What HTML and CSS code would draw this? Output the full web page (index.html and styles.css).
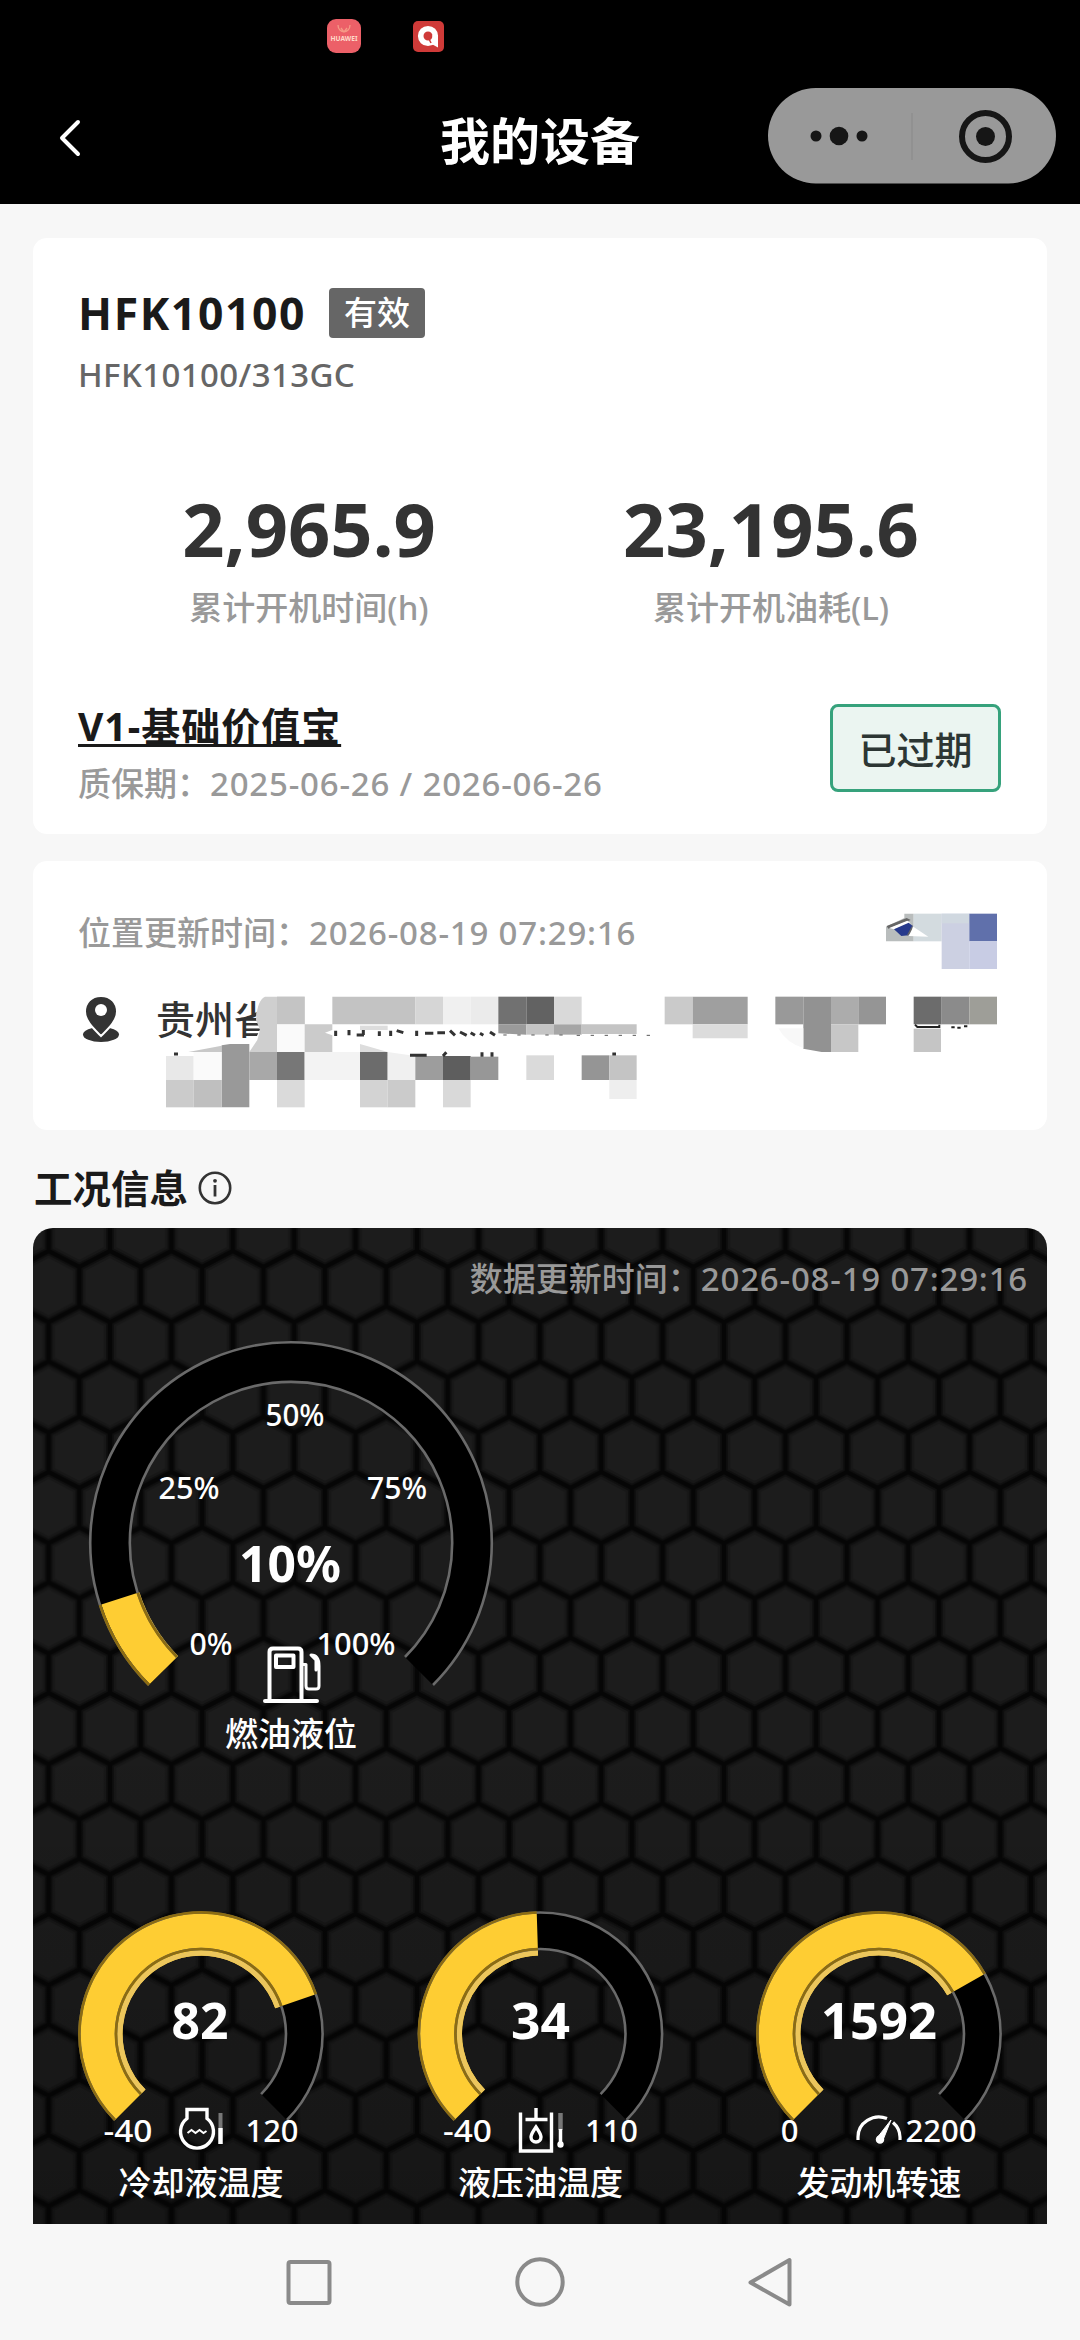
FILE: index.html
```html
<!DOCTYPE html>
<html lang="zh-CN">
<head>
<meta charset="utf-8">
<title>我的设备</title>
<link rel="stylesheet" href="styles.css">
</head>
<body>
<header class="top">
  <div class="status">
    <svg class="app-badge" viewBox="0 0 34 34" width="34" height="34">
      <rect width="34" height="34" rx="9" fill="#ec6068"/>
      <path d="M11 6c0 9 12 9 12 0M14 9l3 4 3-4" fill="none" stroke="#f59a86" stroke-width="1.3"/>
      <text x="17" y="22" class="badge-text" textLength="27" lengthAdjust="spacingAndGlyphs">HUAWEI</text>
    </svg>
    <svg class="app-badge" viewBox="0 0 31 31" width="31" height="31">
      <rect width="31" height="31" rx="5" fill="#cf3a38"/>
      <circle cx="15" cy="15" r="7.300" fill="none" stroke="#fff" stroke-width="5.600"/>
      <path d="M19.500 14H25V26.500L19.500 23.500Z" fill="#fff"/>
      <path d="M15.500 17L18 22" stroke="#cf3a38" stroke-width="1.500"/>
    </svg>
  </div>
  <div class="navbar">
    <svg class="back" viewBox="0 0 24 38" width="24" height="38"><path d="M20 3L4 19L20 35" fill="none" stroke="#fff" stroke-width="4" stroke-linecap="round" stroke-linejoin="round"/></svg>
    <h1 class="title">我的设备</h1>
    <svg class="capsule" viewBox="0 0 288 96" width="288" height="96">
      <rect width="288" height="95.500" rx="47.700" fill="#999"/>
      <g fill="#161616"><circle cx="48" cy="48" r="5.500"/><circle cx="71" cy="48" r="9.300"/><circle cx="94" cy="48" r="5.500"/><circle cx="217.500" cy="48.500" r="9.500"/></g>
      <path d="M144 25V72" stroke="#8f8f8f" stroke-width="1.500"/>
      <circle cx="217.500" cy="48.500" r="23.500" fill="none" stroke="#161616" stroke-width="6"/>
    </svg>
  </div>
</header>

<main class="page">
  <section class="card device">
    <div class="name-row"><span class="name">HFK10100</span><span class="tag">有效</span></div>
    <div class="model">HFK10100/313GC</div>
    <div class="stats">
      <div class="stat"><div class="num">2,965.9</div><div class="cap">累计开机时间(h)</div></div>
      <div class="stat"><div class="num">23,195.6</div><div class="cap">累计开机油耗(L)</div></div>
    </div>
    <div class="plan">
      <div>
        <div class="plan-name">V1-基础价值宝</div>
        <div class="muted term">质保期：<span class="digits">2025-06-26 / 2026-06-26</span></div>
      </div>
      <div class="expired">已过期</div>
    </div>
  </section>

  <section class="card place">
    <div class="muted place-time">位置更新时间：<span class="digits">2026-08-19 07:29:16</span></div>
    <div class="addr">
      <svg class="pin" viewBox="0 0 38 46" width="38" height="46">
        <ellipse cx="19" cy="38.500" rx="18" ry="7.500" fill="#333"/>
        <path d="M19 0C9 0 3 7 3 15.500C3 25 12 33 19 40C26 33 35 25 35 15.500C35 7 29 0 19 0Z" fill="#333" stroke="#fff" stroke-width="2"/>
        <circle cx="19" cy="14" r="6" fill="#fff"/>
      </svg>
      <span class="addr-text">贵州省</span>
    </div>
    <svg class="mosaic" viewBox="0 0 1014 269" width="1014" height="269">
      <g transform="translate(117 119) scale(.33333)">
        <path d="M330 50Q316 90 320 120L332 145L310 190L480 190V20H330Z" fill="#fff"/>
        <path d="M345 50H464V133H381V216H298L322 180L330 150L318 120Q322 60 345 50Z" fill="#cfcfcf"/>
        <path d="M381 50H464V133H381Z" fill="#c4c4c4"/><path d="M381 133H464V216H381Z" fill="#fafafa"/>
        <path d="M464 133H547V150L525 158L547 166V216H464Z" fill="#cbcbcb"/>
        <path d="M547 50H796V133H547Z" fill="#c3c3c3"/><path d="M796 50H879V133H796Z" fill="#d6d6d6"/>
        <path d="M879 50H962V133H879Z" fill="#f0f0f0"/><path d="M962 50H1045V133H962Z" fill="#ebebeb"/>
        <path d="M1045 50H1129V133H1045Z" fill="#717171"/><path d="M1129 50H1212V133H1129Z" fill="#626262"/><path d="M1212 50H1295V133H1212Z" fill="#d9d9d9"/>
        <path d="M1045 133H1129V164L1045 160Z" fill="#9a9a9a"/><path d="M1129 133H1212V164H1129Z" fill="#c4c4c4"/><path d="M1212 133H1295V164H1212Z" fill="#a6a6a6"/><path d="M1295 133H1460V162H1295Z" fill="#c4c4c4"/>
        <path d="M630 137H713V150H630Z" fill="#ddd"/>
        <path d="M115 216L215 197V216Z" fill="#c8c8c8"/><path d="M630 192L713 216H630Z" fill="#ddd"/>
        <path d="M215 196L240 192H298V382H215Z" fill="#999"/>
        <path d="M48 228H131V300H48Z" fill="#e8e8e8"/><path d="M131 216H215V300H131Z" fill="#fafafa"/><path d="M298 216H381V300H298Z" fill="#a8a8a8"/><path d="M381 216H464V300H381Z" fill="#777"/>
        <path d="M464 216H630V300H464Z" fill="#f3f3f3"/><path d="M630 216H713V300H630Z" fill="#6c6c6c"/><path d="M713 216L796 228V300H713Z" fill="#f0f0f0"/><path d="M796 228H879V300H796Z" fill="#9d9d9d"/><path d="M879 228H962V300H879Z" fill="#5e5e5e"/><path d="M962 230H1045V300H962Z" fill="#979797"/>
        <path d="M1129 226H1212V300H1129Z" fill="#dadada"/><path d="M1295 226H1378V300H1295Z" fill="#959595"/><path d="M1378 226H1460V300H1378Z" fill="#c4c4c4"/><path d="M1378 300H1460V357H1378Z" fill="#eee"/>
        <path d="M48 300H131V382H48Z" fill="#cbcbcb"/><path d="M131 300H215V382H131Z" fill="#bfbfbf"/><path d="M381 300H464V382H381Z" fill="#dadada"/><path d="M630 300H713V382H630Z" fill="#d3d3d3"/><path d="M713 300H796V382H713Z" fill="#cbcbcb"/><path d="M879 300H962V382H879Z" fill="#d9d9d9"/>
        <path d="M557 152V168M597 150V166M620 165H642M640 150V165M688 154V168M722 152V168M740 152L760 158M800 152V168M825 160H850M862 158H885M900 152L915 166M930 156L950 166M962 158L975 166M990 160L1000 166M1020 156L1035 166M780 226H830M879 228L889 217M996 217V230M1026 217V230M72 222H84M1387 222H1398" fill="none" stroke="#333" stroke-width="9"/>
        <path d="M1060 165H1260M1280 166H1500" stroke="#555" stroke-width="3" stroke-dasharray="10 32"/>
      </g>
      <g transform="translate(607 29) scale(.33333)">
        <path d="M738 110L793 84V71H821V154H738Z" fill="#b9bdbd"/><path d="M821 71H905V154H821Z" fill="#d3dbdf"/><path d="M905 71H988V237H905Z" fill="#ccd0e2"/><path d="M905 71H988V100H905Z" fill="#d0d8e0"/><path d="M988 71H1071V154H988Z" fill="#6070ab"/><path d="M988 154H1071V237H988Z" fill="#c8cce4"/>
        <path d="M740 108L800 84L812 90L745 116Z" fill="#666"/><path d="M748 114L802 92L812 100L762 118Z" fill="#fff"/><path d="M762 118L806 98L818 108L806 136L784 138Z" fill="#26398c"/><path d="M818 104L800 137L815 130Z" fill="#666"/><path d="M820 110L865 140L806 138Z" fill="#fff"/>
        <path d="M74 320H158V403H74Z" fill="#cacaca"/><path d="M158 320H323V403H158Z" fill="#9f9f9f"/><path d="M158 403H323V445H158Z" fill="#dcdcdc"/>
        <path d="M406 320H490V403H406Z" fill="#999"/><path d="M490 320H573V486H545L490 476Z" fill="#929292"/><path d="M573 320H655V403H573Z" fill="#acacac"/><path d="M655 320H738V403H655Z" fill="#959595"/><path d="M573 403H655V486H573Z" fill="#c7c7c7"/><path d="M415 415H490V474Q440 460 415 415Z" fill="#f8f8f8"/>
        <path d="M821 320H905V403H821Z" fill="#6c6c6c"/><path d="M905 320H988V403H905Z" fill="#8b8b8b"/><path d="M988 320H1071V403H988Z" fill="#9e9e98"/><path d="M821 416H903V486H821Z" fill="#c5c5c5"/>
        <path d="M825 404L832 411H898V404M934 412H944M952 413H962M972 409H982" fill="none" stroke="#222" stroke-width="6"/>
      </g>
    </svg>
  </section>

  <div class="section-head">
    <h2>工况信息</h2>
    <svg viewBox="0 0 34 34" width="34" height="34"><circle cx="17" cy="17" r="15.200" fill="none" stroke="#333" stroke-width="2.600"/><circle cx="17" cy="9.800" r="1.900" fill="#333"/><path d="M17 14V25.500" stroke="#333" stroke-width="2.800"/></svg>
  </div>

  <section class="panel">
    <svg class="honeycomb" width="1014" height="996">
      <defs>
        <pattern id="hex" x="77" y="23" width="61.400" height="110.500" patternUnits="userSpaceOnUse">
          <rect width="62" height="111" fill="#1c1c1c"/>
          <g fill="none" stroke-linejoin="round">
            <path d="M-30.700 16L0 0L30.700 16L61.400 0L92.100 16M30.700 16V55.250L0 71.250V110.500L-30.700 126.500M30.700 55.250L61.400 71.250V110.500L92.100 126.500M0 110.500L30.700 126.500L61.400 110.500M0 71.250L-30.700 55.250M61.400 71.250L92.100 55.250" stroke="#171717" stroke-width="13"/>
            <path d="M-30.700 16L0 0L30.700 16L61.400 0L92.100 16M30.700 16V55.250L0 71.250V110.500L-30.700 126.500M30.700 55.250L61.400 71.250V110.500L92.100 126.500M0 110.500L30.700 126.500L61.400 110.500M0 71.250L-30.700 55.250M61.400 71.250L92.100 55.250" stroke="#0f0f0f" stroke-width="8"/>
            <path d="M-30.700 16L0 0L30.700 16L61.400 0L92.100 16M30.700 16V55.250L0 71.250V110.500L-30.700 126.500M30.700 55.250L61.400 71.250V110.500L92.100 126.500M0 110.500L30.700 126.500L61.400 110.500M0 71.250L-30.700 55.250M61.400 71.250L92.100 55.250" stroke="#060606" stroke-width="4.500"/>
          </g>
        </pattern>
        <linearGradient id="shade" x1="0" y1="0" x2="0" y2="1"><stop offset=".5" stop-color="#000" stop-opacity="0"/><stop offset="1" stop-color="#000" stop-opacity=".22"/></linearGradient>
      </defs>
      <rect width="1014" height="996" fill="url(#hex)"/>
      <rect width="1014" height="996" fill="url(#shade)"/>
    </svg>
    <div class="data-time">数据更新时间：<span class="digits">2026-08-19 07:29:16</span></div>

    <div class="fuel">
      <svg viewBox="-258 -210 516 430" width="516" height="430">
        <path d="M-128.300 128.300A181.500 181.500 0 1 1 128.300 128.300" fill="none" stroke="#000" stroke-width="40"/>
        <path d="M-127 127A179.600 179.600 0 0 1 -170.600 55.400" fill="none" stroke="#fecd33" stroke-width="40"/>
        <g class="rim">
          <path d="M-142 142A200.800 200.800 0 1 1 142 142"/><path d="M-114 114A161.200 161.200 0 1 1 114 114"/>
        </g>
        <g class="rim-lit"><path d="M-142 142A200.800 200.800 0 0 1 -191 62"/><path d="M-114 114A161.200 161.200 0 0 1 -153.300 49.800"/></g>
        <g class="tick">
          <text x="4" y="-117" textLength="59" lengthAdjust="spacingAndGlyphs">50%</text>
          <text x="-102" y="-44" textLength="61" lengthAdjust="spacingAndGlyphs">25%</text>
          <text x="106" y="-44" textLength="60" lengthAdjust="spacingAndGlyphs">75%</text>
          <text x="-80" y="111.500" textLength="43" lengthAdjust="spacingAndGlyphs">0%</text>
          <text x="65" y="111.500" textLength="79" lengthAdjust="spacingAndGlyphs">100%</text>
        </g>
        <text class="value" x="-1" y="38.500" textLength="102" lengthAdjust="spacingAndGlyphs">10%</text>
        <g fill="none" stroke="#fff" stroke-width="4" stroke-linejoin="round" stroke-linecap="round" transform="translate(-28 103)">
          <path d="M2 55H54M6.500 54V6Q6.500 2.500 10 2.500H35Q38.500 2.500 38.500 6V54M13 9.500H30.500V21H13Z"/>
          <path d="M39 18.500H43V40Q43 43 46 43H53Q56 43 56 40V20Q56 9 48 9L53 14V24" stroke-width="3"/>
        </g>
        <text class="label" x="0" y="203">燃油液位</text>
      </svg>
    </div>

    <div class="gauges">
      <svg viewBox="-168 -129 338 319" width="338" height="319">
        <path d="M-73.200 73.200A103.500 103.500 0 1 1 73.200 73.200" fill="none" stroke="#000" stroke-width="38"/>
        <path d="M-70.700 70.700A100 100 0 1 1 94.500 -32.700" fill="none" stroke="#fecd33" stroke-width="43"/>
        <path d="M-57.300 57.300A81 81 0 1 1 76.600 -26.500" fill="none" stroke="#ecc65c" stroke-width="5"/>
        <g class="rim"><path d="M-86 86A121.600 121.600 0 1 1 86 86"/><path d="M-60.100 60.100A85 85 0 1 1 60.100 60.100"/></g>
        <g class="rim-lit"><path d="M-86 86A121.600 121.600 0 1 1 114.900 -39.800"/><path d="M-60.100 60.100A85 85 0 1 1 80.300 -27.800"/></g>
        <text class="value" x="-1" y="4.500" textLength="57" lengthAdjust="spacingAndGlyphs">82</text>
        <g class="tick"><text x="-73" y="108" textLength="49" lengthAdjust="spacingAndGlyphs">-40</text><text x="71" y="108" textLength="53" lengthAdjust="spacingAndGlyphs">120</text></g>
        <g fill="none" stroke="#fff" stroke-width="3.400" transform="translate(-1.500 0)">
          <path d="M-12.500 75.500H7.500V84.500A16.500 16.500 0 1 1 -12.500 84.500V75.500Z"/>
          <path d="M-12 99l4-3 4 3 4-3 4 3 3-2" stroke-width="2"/><path d="M21 79V94" stroke="#777" stroke-width="4"/><path d="M21 94V110" stroke-width="4.500"/>
        </g>
        <text class="label" x="0" y="160.500">冷却液温度</text>
      </svg>
      <svg viewBox="-169.500 -129 338 319" width="338" height="319">
        <path d="M-73.200 73.200A103.500 103.500 0 1 1 73.200 73.200" fill="none" stroke="#000" stroke-width="38"/>
        <path d="M-70.700 70.700A100 100 0 0 1 -3.100 -99.900" fill="none" stroke="#fecd33" stroke-width="43"/>
        <path d="M-57.300 57.300A81 81 0 0 1 -2.500 -81" fill="none" stroke="#ecc65c" stroke-width="5"/>
        <g class="rim"><path d="M-86 86A121.600 121.600 0 1 1 86 86"/><path d="M-60.100 60.100A85 85 0 1 1 60.100 60.100"/></g>
        <g class="rim-lit"><path d="M-86 86A121.600 121.600 0 0 1 -3.800 -121.500"/><path d="M-60.100 60.100A85 85 0 0 1 -2.700 -85"/></g>
        <text class="value" x="0" y="4.500" textLength="59" lengthAdjust="spacingAndGlyphs">34</text>
        <g class="tick"><text x="-73" y="108" textLength="49" lengthAdjust="spacingAndGlyphs">-40</text><text x="71" y="108" textLength="53" lengthAdjust="spacingAndGlyphs">110</text></g>
        <g fill="none" stroke="#fff" stroke-width="3.400">
          <path d="M-20 78.500V117H11V78.500M-15 85.500H7M-4.500 74V85M-4.500 93C-8 98-9.500 100-9.500 103A5 5 0 0 0 .5 103C.5 100-1 98-4.500 93Z"/>
          <path d="M20 79V96" stroke="#777" stroke-width="4.500"/><path d="M20 95V112" stroke-width="3.500"/><circle cx="20" cy="110.500" r="1.500"/>
        </g>
        <text class="label" x="0" y="160.500">液压油温度</text>
      </svg>
      <svg viewBox="-170 -129 338 319" width="338" height="319">
        <path d="M-73.200 73.200A103.500 103.500 0 1 1 73.200 73.200" fill="none" stroke="#000" stroke-width="38"/>
        <path d="M-70.700 70.700A100 100 0 1 1 86.900 -49.400" fill="none" stroke="#fecd33" stroke-width="43"/>
        <path d="M-57.300 57.300A81 81 0 1 1 70.400 -40" fill="none" stroke="#ecc65c" stroke-width="5"/>
        <g class="rim"><path d="M-86 86A121.600 121.600 0 1 1 86 86"/><path d="M-60.100 60.100A85 85 0 1 1 60.100 60.100"/></g>
        <g class="rim-lit"><path d="M-86 86A121.600 121.600 0 1 1 105.700 -60.100"/><path d="M-60.100 60.100A85 85 0 1 1 73.900 -42"/></g>
        <text class="value" x="0" y="4.500" textLength="116" lengthAdjust="spacingAndGlyphs">1592</text>
        <g class="tick"><text x="-89.500" y="108">0</text><text x="62" y="108" textLength="71" lengthAdjust="spacingAndGlyphs">2200</text></g>
        <g fill="none" stroke="#fff" stroke-width="3.200">
          <path d="M-21 106V103A21 20 0 0 1 8 84.500M14 88.500A21 20 0 0 1 21 103V106"/>
          <path d="M12 86L4 106L-2 104Z" fill="#fff" stroke-width="1"/><circle cx="1" cy="105.500" r="3.500" fill="#fff" stroke-width="1.500"/>
        </g>
        <text class="label" x="0" y="160.500">发动机转速</text>
      </svg>
    </div>
  </section>
</main>

<nav class="sysbar">
  <svg viewBox="0 0 50 54" width="50" height="54"><rect x="4.500" y="7" width="41" height="41" rx="2" fill="none" stroke="#8a8a8a" stroke-width="4"/></svg>
  <svg viewBox="0 0 54 54" width="54" height="54"><circle cx="27" cy="27" r="22.700" fill="none" stroke="#8a8a8a" stroke-width="4"/></svg>
  <svg viewBox="0 0 50 54" width="50" height="54"><path d="M4.500 27.500L43.500 5V49.500Z" fill="none" stroke="#8a8a8a" stroke-width="4" stroke-linejoin="round"/></svg>
</nav>
</body>
</html>
```
FILE: styles.css
```css
* { box-sizing: border-box; }
body { margin: 0; width: 1080px; height: 2340px; overflow: hidden; background: #f7f7f7; font-family: "Noto Sans", "Noto Sans CJK SC", sans-serif; font-weight: 500; color: #1a1a1a; display: flex; flex-direction: column; }
svg { display: block; flex: none; }
h1, h2 { margin: 0; }

.top { height: 204px; background: #000; color: #fff; }
.status { height: 72px; padding: 0 0 0 327px; display: flex; align-items: center; gap: 52px; }
.badge-text { font-size: 7px; font-weight: 700; fill: #ffd9c9; text-anchor: middle; }
.navbar { height: 132px; display: grid; grid-template-columns: 312px 1fr 312px; align-items: center; padding-bottom: 4px; }
.back { margin: 4px 0 0 58px; }
.title { font-size: 50px; line-height: 60px; text-align: center; font-weight: 700; padding-top: 10px; }
.capsule { justify-self: start; }

.page { padding: 34px 33px 0; }
.card { background: #fff; border-radius: 14px; padding: 0 45px; }
.device { height: 596px; padding-top: 50px; }
.name-row { display: flex; align-items: center; gap: 23px; height: 50px; }
.name { font-size: 44.500px; font-weight: 700; letter-spacing: 1.600px; line-height: 50px; }
.tag { width: 96px; height: 50px; line-height: 50px; border-radius: 4px; background: #666; color: #fff; font-size: 33px; text-align: center; }
.model { margin-top: 13px; font-size: 33px; line-height: 48px; color: #666; letter-spacing: .4px; }
.stats { display: grid; grid-template-columns: 1fr 1fr; margin: 85px 0 0; text-align: center; }
.num { font-size: 74px; line-height: 90px; font-weight: 700; color: #333; }
.cap { font-size: 33px; line-height: 44px; margin-top: 12px; color: #999; }
.plan { display: flex; justify-content: space-between; margin-top: 69px; padding-right: 1px; }
.plan-name { font-size: 39px; line-height: 54px; font-weight: 700; letter-spacing: 1px; text-decoration: underline; text-decoration-thickness: 3px; text-underline-offset: 3px; text-decoration-skip-ink: none; }
.muted { font-size: 33px; line-height: 44px; color: #999; }
.term { margin-top: 9px; }
.digits { letter-spacing: .8px; }
.expired { margin-top: 5px; width: 171px; height: 88px; border: 3px solid #36a27c; border-radius: 8px; background: #ebf5f1; color: #2c3634; font-size: 38px; line-height: 84px; text-align: center; }

.place { position: relative; height: 269px; margin-top: 27px; padding-top: 50px; }
.addr { display: flex; align-items: center; gap: 36px; margin: 40px 0 0 4px; height: 48px; }
.addr-text { font-size: 39px; line-height: 48px; color: #333; }
.mosaic { position: absolute; left: 0; top: 0; }

.section-head { display: flex; align-items: center; gap: 10px; height: 98px; padding: 18px 0 0 1px; }
.section-head h2 { font-size: 38.500px; line-height: 50px; font-weight: 700; }

.panel { position: relative; height: 996px; border-radius: 20px 20px 0 0; overflow: hidden; color: #fff; display: flex; flex-direction: column; }
.honeycomb { position: absolute; left: 0; top: 0; }
.data-time { position: relative; text-align: right; padding: 28px 19px 0 0; height: 105px; font-size: 33px; line-height: 46px; color: #999; }
.fuel, .gauges { position: relative; }
.gauges { display: flex; margin-top: 142px; }
.rim { fill: none; stroke: #6a6a6a; stroke-width: 2.600; }
.rim-lit { fill: none; stroke: #8c6c12; stroke-width: 2.600; }
text { fill: #fff; text-anchor: middle; }
.tick { font-size: 31px; }
.value { font-size: 51px; font-weight: 700; }
.label { font-size: 33px; }

.sysbar { flex: 1; display: flex; justify-content: center; align-items: center; gap: 179px; }
```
- - -
◆ **Problem statement**
Within the listing above, copy each line that has the string "index".

◆ **Worked solution**
What HTML and CSS code would draw this? Output the full web page (index.html and styles.css).
FILE: index.html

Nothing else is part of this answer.